Vingt ans plus tard, le Qatar a réussi son objectif en remportant l’organisation de la Coupe du monde. Le championnat local vit toujours sous perfusion des cheicks et quelques joueurs européens continuent d’y terminer leur carrière dans l’anonymat des stades vides et dans un contexte footballistique désertique. Passionnant.

Australie: A-League (2006)

À l’instar de la MLS aux États-Unis, l’Australie a lancé son championnat fermé en 2005. Dans la région de l’Océanie, le football fait face à la concurrence d’autres pratiques et n’est pas considéré comme le sport roi. Les dirigeants australiens ont donc relevé un défi de taille en faisant appel à des grandes figures du football pour dynamiser leur nouvelle compétition.

En 2006, Dwight Yorke, star de Manchester United, a débarqué à Sydney pour rejoindre le Sydney FC. Robbie Fowler, l’Anglais emblématique de Liverpool, a rejoint North Queensland Fury en 2010. En 2012, Alessandro del Piero, l’illustre Italien, a brillé dans le championnat australien en portant les couleurs de Sydney FC. Deux ans plus tard, l’Espagnol David Villa a rejoint Melbourne City pour ajouter encore plus d’éclat au championnat. Plus récemment, la légende locale Tim Cahill a choisi de terminer sa carrière dans son pays natal en signant avec Melbourne City.
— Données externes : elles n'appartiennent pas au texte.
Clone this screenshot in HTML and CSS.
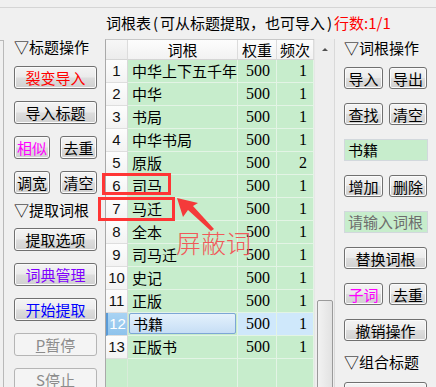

Aujourd’hui, la A-League a adopté une nouvelle stratégie axée sur le développement des talents locaux et de la région, en prospectant dans toute l’Océanie. Les dirigeants des clubs australiens se tournent désormais vers des joueurs moins renommés en Europe pour renforcer leurs effectifs. Un exemple marquant est celui du Vaudois Leo Lacroix, qui a rejoint Western United en 2021.

À l’autre bout du monde, l’ancien défenseur du FC Sion a connu une expérience enrichissante, contribuant de manière significative à l’équipe en tant que membre clé du onze titulaire. Son séjour en Australie a été couronné de succès avec la conquête du titre en 2022. «The Australian Dream».